In fandom, we often talk about Jon’s antics in his first AGOT chapter - e.g., boasting about being the better swordsman than Robb, his admiration of Daeron I, his insistence that he is a man and not a boy - as evidence of his immaturity. And there’s nothing wrong with that interpretation at all - I for one think that it’s very valid - but I rarely ever see this exchange with Benjen put in its full context; more specificallyy, the full context of what’s happening this entire chapter (and honestly what’s being going on in Jon’s life up to that point).
Because there’s something so…depressing and tragic about a fourteen year old boy desperately trying to grow up faster than is necessary because once he is a man, then there must be a place for him in this world. Because this exchange with Benjen is not happening in a vacuum. It arises out of the situation where the delineation between Jon’s social status and that of his siblings has been made ever more clear: his siblings get to sit at the high table with the visiting royal family whereas Jon has to sit with the squires far away from familiar company. But more importantly, he is a Snow and his siblings are Starks. They have a place of belonging (afforded to them by their Stark name) whereas he does’t (because he’s a bastard).
So Jon has to nurse his wounds with the belief that despite his bastardy, there has to be something he can do to belong. And what can he do, except grow up and be a man? At…fourteen years old?
So even though Robb can sit among royalty, Jon can still hold a sword just as well (in fact better) and ride a horse. He can be great too, not because of his name but because of his ability; but I do have to quibble with Benson’s (seemingly) sarcastic response to Jon’s answers here. Are you even bothering to actually listen to what Jon is saying, Uncle Ben?

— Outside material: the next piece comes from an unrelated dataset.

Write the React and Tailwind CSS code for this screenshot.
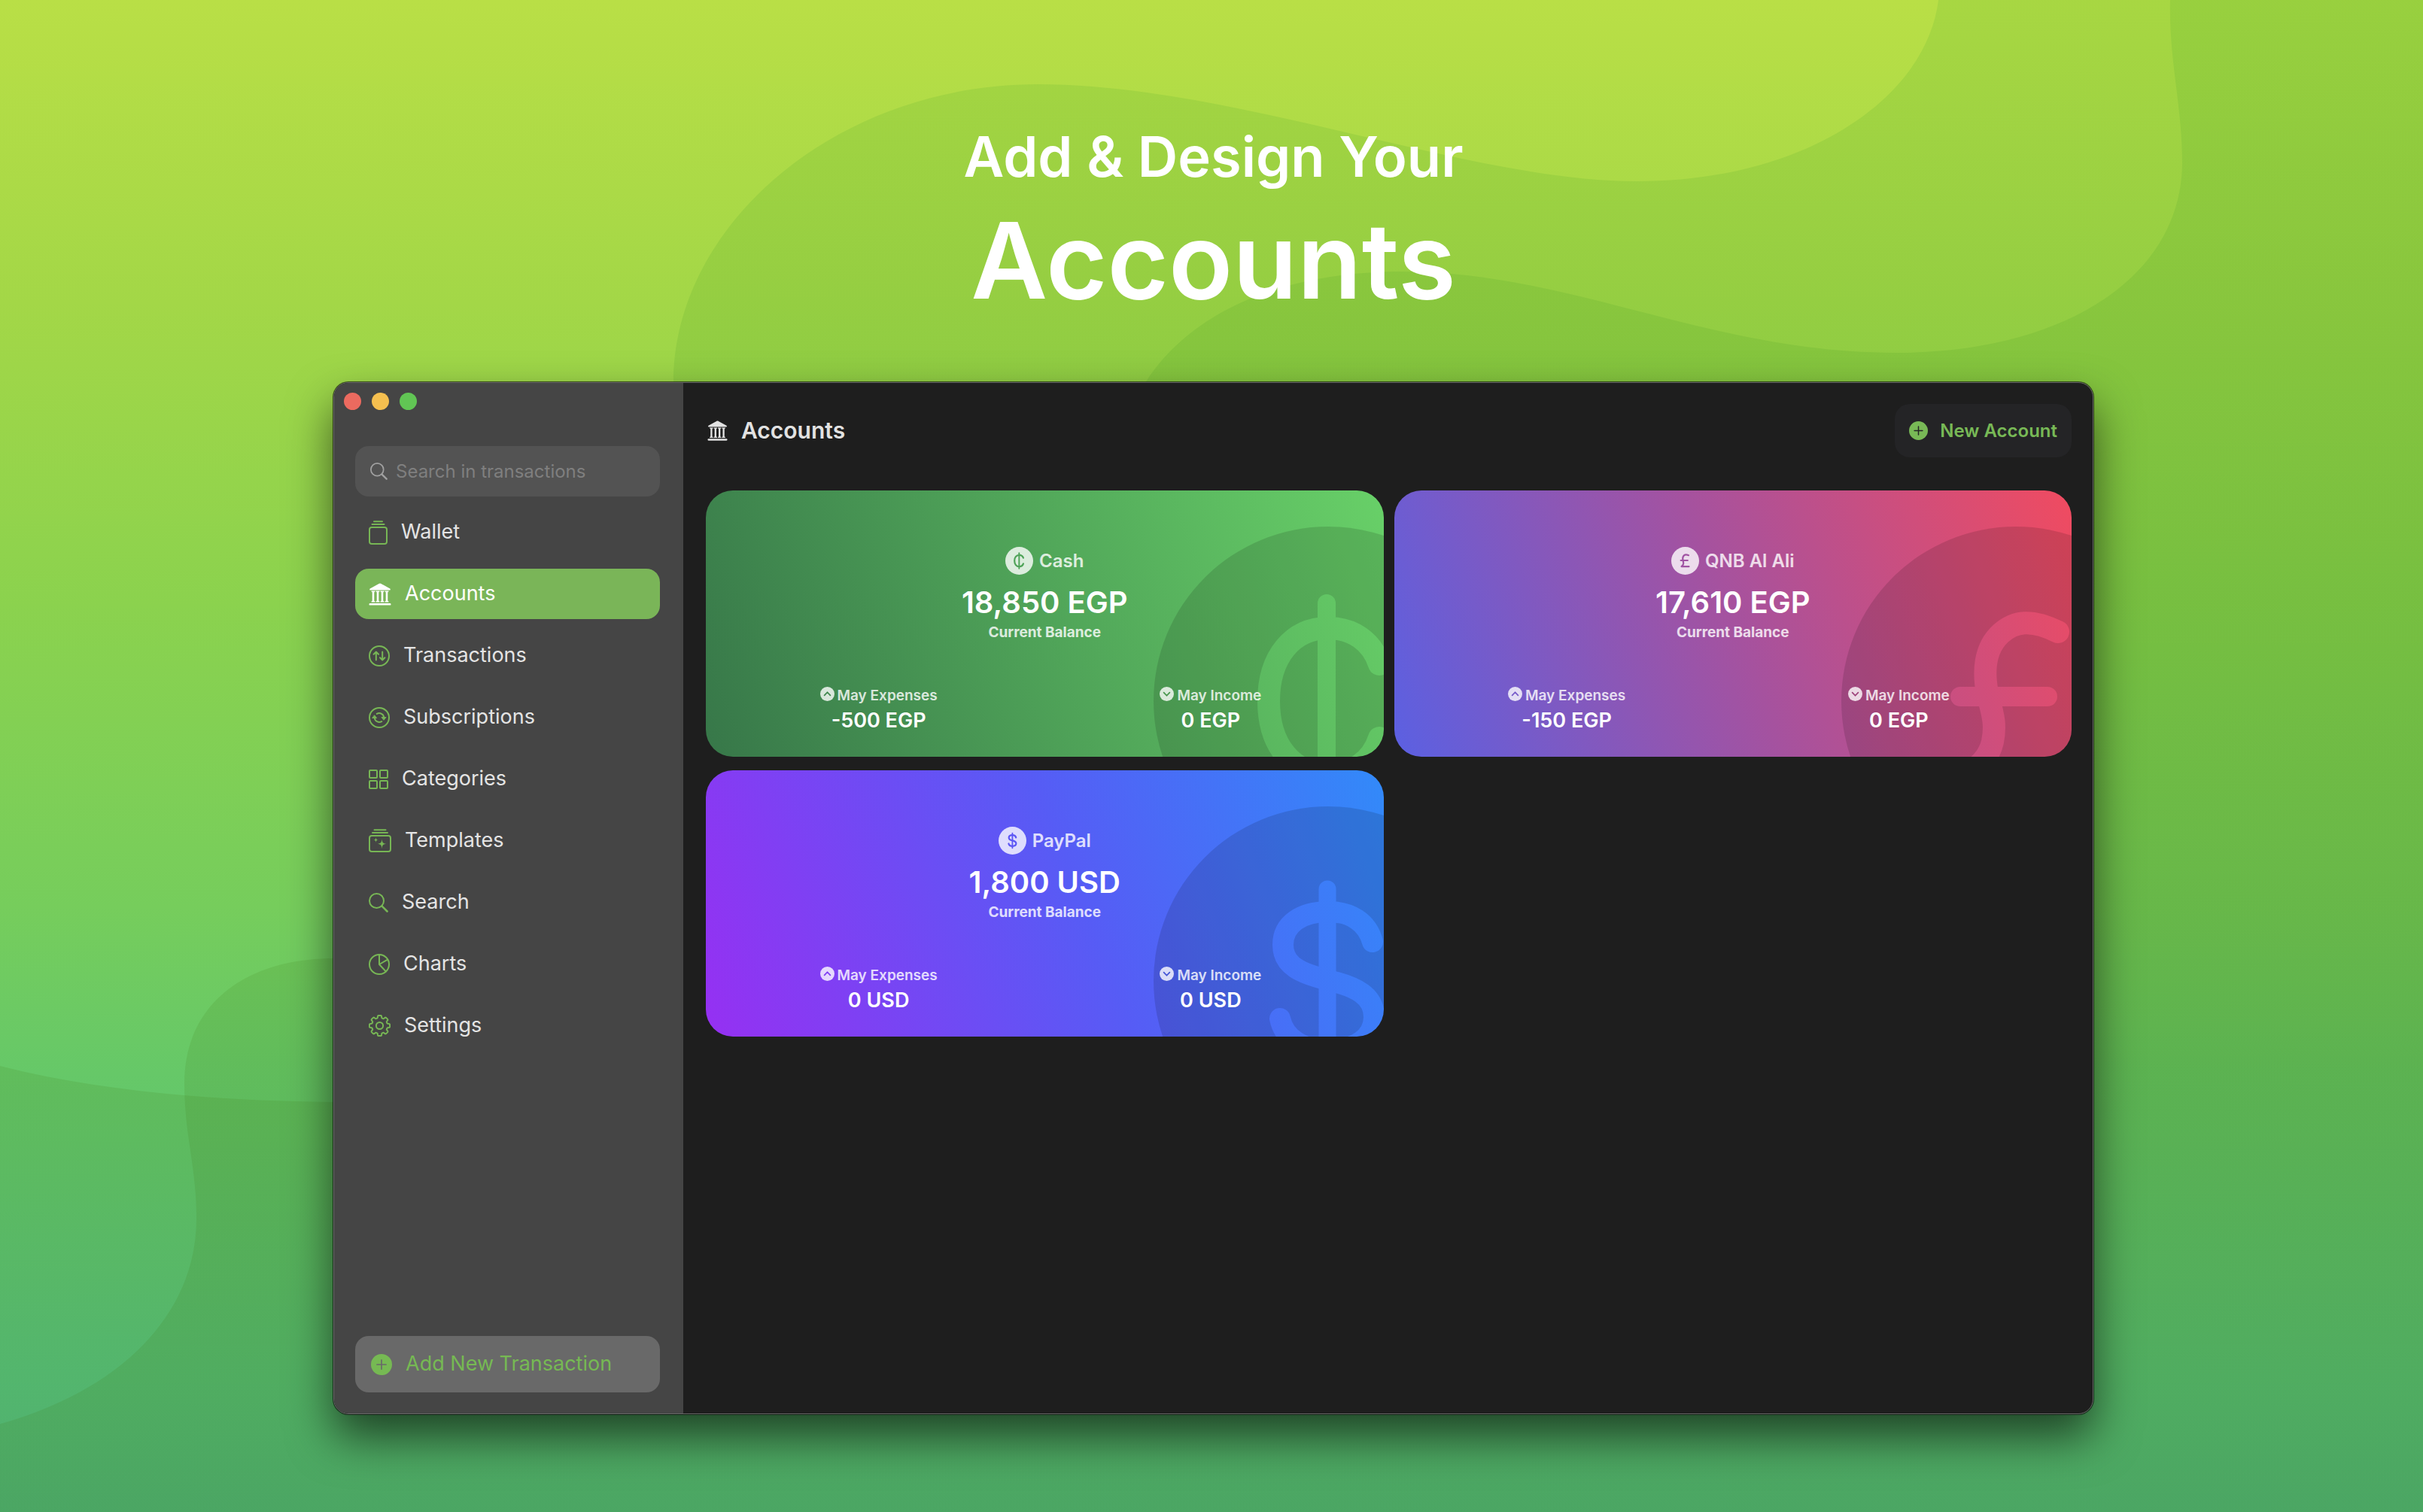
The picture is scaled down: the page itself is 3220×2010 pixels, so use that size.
import { useId } from "react";

function Backdrop() {
  return (
    <svg
      className="absolute inset-0 h-full w-full"
      viewBox="0 0 3220 2010"
      preserveAspectRatio="none"
      aria-hidden="true"
    >
      <defs>
        <linearGradient id="sky" x1="0" y1="0" x2="0" y2="1">
          <stop offset="0" stopColor="#b9df46" />
          <stop offset="0.2" stopColor="#a3d747" />
          <stop offset="0.4" stopColor="#8bd24e" />
          <stop offset="0.6" stopColor="#76cd5c" />
          <stop offset="0.71" stopColor="#66c868" />
          <stop offset="0.92" stopColor="#56c07d" />
          <stop offset="1" stopColor="#50b880" />
        </linearGradient>
        <linearGradient id="tint" gradientUnits="userSpaceOnUse" x1="0" y1="0" x2="0" y2="2010">
          <stop offset="0" stopColor="#32a028" />
          <stop offset="0.7" stopColor="#3c6e0a" />
          <stop offset="1" stopColor="#3c6e0a" />
        </linearGradient>
      </defs>
      <rect width="3220" height="2010" fill="url(#sky)" />
      <path
        fill="url(#tint)"
        fillOpacity="0.13"
        d="M2576 0C2560 130 2400 241 2175 241C1950 241 1640 112 1379 112C1110 112 895 300 895 508V1300C800 1440 640 1465 440 1465C280 1463 130 1450 0 1417V2010H3220V0Z"
      />
      <path
        fill="url(#tint)"
        fillOpacity="0.13"
        d="M2884 0C2882 80 2900 140 2900 215C2900 370 2740 469 2520 469C2270 469 2090 361 1863 361C1680 361 1570 430 1520 512L1400 1274H445C320 1274 245 1340 245 1440C245 1510 261 1550 261 1620C261 1740 170 1845 0 1893V2010H3220V0Z"
      />
    </svg>
  );
}

const line = {
  fill: "none",
  stroke: "currentColor",
  strokeWidth: 2,
  strokeLinecap: "round",
  strokeLinejoin: "round",
  "aria-hidden": true,
};

function WalletIcon() {
  return (
    <svg {...line} className="h-8 w-[25px]" viewBox="0 0 25 32">
      <rect x="1" y="9" width="23" height="22" rx="3" />
      <path d="M4.500 5H20.500M7 1.200H18" />
    </svg>
  );
}

function BankIcon({ className }) {
  return (
    <svg className={className} viewBox="0 0 30 30" fill="currentColor" aria-hidden="true">
      <path d="M15 0.500C15.500 0.500 16 0.700 16.500 1L28.300 7.400C29 7.800 29 9.500 28 9.500H2C1 9.500 1 7.800 1.700 7.400L13.500 1C14 0.700 14.500 0.500 15 0.500Z" />
      <path d="M3.500 10.500H8.500V11.600L7.300 12.200V23.800L8.500 24.400V25.500H3.500V24.400L4.700 23.800V12.200L3.500 11.600Z" />
      <path d="M9.500 10.500H14.500V11.600L13.300 12.200V23.800L14.500 24.400V25.500H9.500V24.400L10.700 23.800V12.200L9.500 11.600Z" />
      <path d="M15.500 10.500H20.500V11.600L19.300 12.200V23.800L20.500 24.400V25.500H15.500V24.400L16.700 23.800V12.200L15.500 11.600Z" />
      <path d="M21.500 10.500H26.500V11.600L25.300 12.200V23.800L26.500 24.400V25.500H21.500V24.400L22.700 23.800V12.200L21.500 11.600Z" />
      <rect x="0.500" y="27" width="29" height="2.600" rx="1.200" />
    </svg>
  );
}

function TransactionsIcon() {
  return (
    <svg {...line} className="size-7" viewBox="0 0 28 28">
      <circle cx="14" cy="14" r="13" />
      <path d="M9.800 19.500V8.700M6.600 11.800L9.800 8.500L13 11.800M18.200 8.500V19.300M15 16.200L18.200 19.500L21.400 16.200" />
    </svg>
  );
}

function SubscriptionsIcon() {
  return (
    <svg {...line} className="size-7" viewBox="0 0 28 28">
      <circle cx="14" cy="14" r="13" />
      <path d="M10.800 8.900A6.200 6.200 0 0 1 20.200 14M17.200 19.100A6.200 6.200 0 0 1 7.800 14" />
      <path fill="currentColor" strokeWidth="1" d="M17.400 13.500H23L20.200 17ZM5 14.500H10.600L7.800 11Z" />
    </svg>
  );
}

function CategoriesIcon() {
  return (
    <svg {...line} className="size-[26px]" viewBox="0 0 26 26">
      <rect x="1" y="1" width="10" height="10" rx="1" />
      <rect x="15" y="1" width="10" height="10" rx="1" />
      <rect x="1" y="15" width="10" height="10" rx="1" />
      <rect x="15" y="15" width="10" height="10" rx="1" />
    </svg>
  );
}

function TemplatesIcon() {
  return (
    <svg {...line} className="h-[31px] w-[30px]" viewBox="0 0 30 31">
      <rect x="1" y="9" width="28" height="21" rx="3" />
      <path d="M5 5H25M7.500 1.200H22.500" />
      <path
        fill="currentColor"
        stroke="none"
        d="M17.500 13.500C18 18 18.700 19 23.200 19.800C18.700 20.500 18 21.500 17.500 26C17 21.500 16.300 20.500 11.800 19.800C16.300 19 17 18 17.500 13.500ZM9.500 11.200C9.800 13.600 10.300 14.200 12.600 14.600C10.300 15 9.800 15.500 9.500 18C9.200 15.500 8.700 15 6.400 14.600C8.700 14.200 9.200 13.600 9.500 11.200Z"
      />
    </svg>
  );
}

function SearchIcon({ className }) {
  return (
    <svg {...line} className={className} viewBox="0 0 26 26">
      <circle cx="10.500" cy="10.500" r="9.500" />
      <path strokeWidth="2.600" d="M17.600 17.600L24.500 24.500" />
    </svg>
  );
}

function ChartsIcon() {
  return (
    <svg {...line} className="size-7" viewBox="0 0 28 28">
      <circle cx="14" cy="14" r="13" />
      <path d="M14 1V14L22.800 23.500M14 14L25.200 7.600" />
    </svg>
  );
}

const gearOutline = Array.from({ length: 241 }, (_, i) => {
  const a = (i / 240) * Math.PI * 2;
  const r = 12 + 1.6 * Math.tanh(3 * Math.cos(8 * a) + 0.6);
  const x = (14.5 + r * Math.sin(a)).toFixed(2);
  const y = (14.5 - r * Math.cos(a)).toFixed(2);
  return `${x},${y}`;
}).join(" ");

function SettingsIcon() {
  return (
    <svg {...line} className="size-[29px]" viewBox="0 0 29 29">
      <polygon points={gearOutline} />
      <circle cx="14.500" cy="14.500" r="4.600" />
    </svg>
  );
}

/* A filled disc with its symbol cut out, so the surface behind shows through. */
function Disc({ className, children, width = 30 }) {
  const id = useId();
  return (
    <svg className={className} viewBox="-232 -232 464 464" aria-hidden="true">
      <mask id={id} maskUnits="userSpaceOnUse" x="-232" y="-232" width="464" height="464">
        <rect x="-232" y="-232" width="464" height="464" fill="white" />
        <g fill="none" stroke="black" strokeWidth={width} strokeLinecap="round" strokeLinejoin="round">
          {children}
        </g>
      </mask>
      <circle r="232" fill="currentColor" mask={`url(#${id})`} />
    </svg>
  );
}

const symbols = {
  cent: (
    <>
      <path strokeWidth="24" d="M-2 -130V130" />
      <path d="M68 -49C58 -80 32 -97 0 -97C-48 -97 -79 -58 -79 0C-79 58 -48 97 0 97C32 97 58 80 68 49" />
    </>
  ),
  pound: (
    <>
      <path d="M56 -92C20 -110 -2 -106 -20 -90C-42 -70 -44 -38 -37 -6C-29 22 -27 34 -31 54C-36 76 -50 86 -62 96H62" />
      <path strokeWidth="26" d="M-74 -6H42" />
    </>
  ),
  dollar: (
    <>
      <path strokeWidth="23" d="M-1 -122V122" />
      <path
        strokeWidth="28"
        d="M59 -52C52 -78 30 -92 0 -92C-35 -92 -60 -76 -60 -48C-60 -20 -36 -10 0 -1C38 8 61 20 61 48C61 76 35 92 0 92C-32 92 -58 78 -64 50"
      />
    </>
  ),
};

function PlusDisc({ className }) {
  return (
    <Disc className={className} width={28}>
      <path d="M-100 0H100M0 -100V100" />
    </Disc>
  );
}

const menu = [
  { label: "Wallet", icon: <WalletIcon /> },
  { label: "Accounts", icon: <BankIcon className="size-[30px]" />, active: true },
  { label: "Transactions", icon: <TransactionsIcon /> },
  { label: "Subscriptions", icon: <SubscriptionsIcon /> },
  { label: "Categories", icon: <CategoriesIcon /> },
  { label: "Templates", icon: <TemplatesIcon /> },
  { label: "Search", icon: <SearchIcon className="size-[26px]" /> },
  { label: "Charts", icon: <ChartsIcon /> },
  { label: "Settings", icon: <SettingsIcon /> },
];

function Sidebar() {
  return (
    <aside className="flex w-[464px] shrink-0 flex-col bg-[#454545] pt-[13px] pb-7">
      <div className="flex gap-[14px] px-[13px]">
        <button aria-label="Close" className="size-[23px] rounded-full bg-[#ec6a5f]" />
        <button aria-label="Minimize" className="size-[23px] rounded-full bg-[#f5bf4f]" />
        <button aria-label="Zoom" className="size-[23px] rounded-full bg-[#61c554]" />
      </div>
      <div className="mt-12 flex flex-1 flex-col pr-[31px] pl-7">
        <label className="flex h-[67px] items-center gap-[11px] rounded-[18px] bg-[#535353] px-5 text-[#a0a0a0]">
          <SearchIcon className="size-[23px] shrink-0" />
          <input
            type="search"
            aria-label="Search in transactions"
            placeholder="Search in transactions"
            className="w-full min-w-0 bg-transparent text-[24px] text-[#e6e6e6] outline-none placeholder:text-[#7f7f7f]"
          />
        </label>
        <nav className="mt-[14px] flex flex-col gap-[15px]">
          {menu.map((item) => (
            <a
              key={item.label}
              href="#"
              aria-current={item.active ? "page" : undefined}
              className={
                item.active
                  ? "flex h-[67px] items-center gap-[18px] rounded-[18px] bg-[#7ab558] px-[18px] text-[27px] text-white"
                  : "flex h-[67px] items-center gap-[18px] rounded-[18px] px-[18px] text-[27px] text-[#77b655]"
              }
            >
              {item.icon}
              <span className={item.active ? "text-white" : "text-[#e4e4e4]"}>{item.label}</span>
            </a>
          ))}
        </nav>
        <button className="mt-auto flex h-[75px] items-center gap-[18px] rounded-[18px] bg-[#696969] px-[21px] text-[27px] text-[#76b953]">
          <PlusDisc className="size-7" />
          Add New Transaction
        </button>
      </div>
    </aside>
  );
}

const accounts = [
  {
    name: "Cash",
    symbol: "cent",
    balance: "18,850 EGP",
    expenses: "-500 EGP",
    income: "0 EGP",
    surface: "bg-[linear-gradient(69deg,#377749,#68d068)]",
  },
  {
    name: "QNB Al Ali",
    symbol: "pound",
    balance: "17,610 EGP",
    expenses: "-150 EGP",
    income: "0 EGP",
    surface: "bg-[linear-gradient(69deg,#5b60e2,#a5529f_50%,#f04b60)]",
  },
  {
    name: "PayPal",
    symbol: "dollar",
    balance: "1,800 USD",
    expenses: "0 USD",
    income: "0 USD",
    surface: "bg-[linear-gradient(69deg,#9630f2,#565cf5_55%,#328af9)]",
  },
];

function Stat({ label, value, chevron }) {
  return (
    <div className="flex flex-col items-center gap-[5px]">
      <dt className="flex items-start gap-1 text-[19px] leading-6 font-semibold text-white/80">
        <Disc className="size-[19px]" width={44}>
          <path d={chevron} />
        </Disc>
        {label}
      </dt>
      <dd className="text-[27px] leading-8 font-semibold text-white">{value}</dd>
    </div>
  );
}

function AccountCard({ account }) {
  return (
    <article className={`relative overflow-hidden rounded-[36px] pt-[75px] pb-8 ${account.surface}`}>
      <Disc className="absolute top-12 -right-[158px] size-[464px] text-black/[0.13]">
        {symbols[account.symbol]}
      </Disc>
      <div className="relative flex flex-col items-center">
        <h2 className="flex items-center gap-2 text-[24px] leading-[37px] font-semibold text-white/80">
          <Disc className="size-[37px]" width={28}>
            {symbols[account.symbol]}
          </Disc>
          {account.name}
        </h2>
        <p className="mt-[15px] text-[40px] leading-[44px] font-semibold text-white">{account.balance}</p>
        <p className="mt-[6px] text-[19px] leading-6 font-bold text-white/80">Current Balance</p>
        <dl className="mt-[60px] grid w-full grid-cols-2 px-[9px]">
          <Stat label="May Expenses" value={account.expenses} chevron="M-95 45L0 -55L95 45" />
          <Stat label="May Income" value={account.income} chevron="M-95 -45L0 55L95 -45" />
        </dl>
      </div>
    </article>
  );
}

export default function App() {
  return (
    <div className="relative isolate flex min-h-screen flex-col overflow-hidden font-['Inter',sans-serif]">
      <Backdrop />
      <header className="relative pt-[158px] pr-[438px] pl-[443px] text-center font-semibold text-white">
        <h1>
          <span className="block text-[74px] leading-[100px]">Add &amp; Design Your</span>
          <span className="mt-3 block text-[140px] leading-[152px]">Accounts</span>
        </h1>
      </header>
      <div className="relative flex flex-1 pt-[86px] pr-[438px] pb-[130px] pl-[443px]">
        <div className="flex min-w-0 flex-1 overflow-hidden rounded-[20px] border border-[#686868] bg-[#1e1e1e] shadow-[0_0_0_1px_rgba(0,0,0,0.6),0_30px_60px_rgba(0,0,0,0.6)]">
          <Sidebar />
          <main className="min-w-0 flex-1 pt-7 pr-7 pb-7 pl-[30px]">
            <div className="flex h-[71px] items-center justify-between">
              <h2 className="flex items-center gap-[18px] pl-[2px] text-[30px] font-semibold text-[#e2e2e2]">
                <BankIcon className="size-[27px]" />
                Accounts
              </h2>
              <button className="flex h-full items-center gap-4 rounded-[20px] bg-[#242426] px-[19px] text-[24px] font-semibold text-[#78b956]">
                <PlusDisc className="size-[25px]" />
                New Account
              </button>
            </div>
            <div className="mt-11 grid grid-cols-2 gap-x-[14px] gap-y-[18px]">
              {accounts.map((account) => (
                <AccountCard key={account.name} account={account} />
              ))}
            </div>
          </main>
        </div>
      </div>
    </div>
  );
}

And I have to admit that it makes me quite angry that the notion of bastards growing up faster than trueborns is not at all challenged among the characters. Do bastards actually grow up faster, or are they forced to fend for themselves faster than trueborns naturally would, just like Jon is in this chapter? It certainly doesn’t help that Benjen agrees with he statement, despite literally contradicting it just some few minutes earlier (by saying that Jon is just a boy and thus too young to make any life decisions for himself - like joining the Watch).
And as I was pondering on this, I realized that Jon really has been getting contradictory “advice” all his life: he’s a bastard so he has to grow up faster and cut his childhood short so he can make use of himself, but he’s actually a boy so his abilities and desires to advance are only a boy’s delusions, but then he has to join the watch and be a man and do a man’s job (and make a man’s sacrifices as Luwin would put it 🙄), but then he’s still a boy at the end of it all.
Given all this emotional and mental whiplash, Jon is actually quite well adjusted. I couldn’t imagine having to be pulled into 1000 different directions because at the heart of it the question is: is he a man or is he a boy? And what can he do, boy or man that he is, because he’s still a bastard?
I think this chapter shows that no one really bothered to sit Jon down and tell him that it’s okay to be a child, and that he doesn’t have to age far beyond his years because there’ll be someone to look out for him.
Worse yet, this chapter shows a young boy desperate to find a place for himself in the world, because no one else bothered to do so.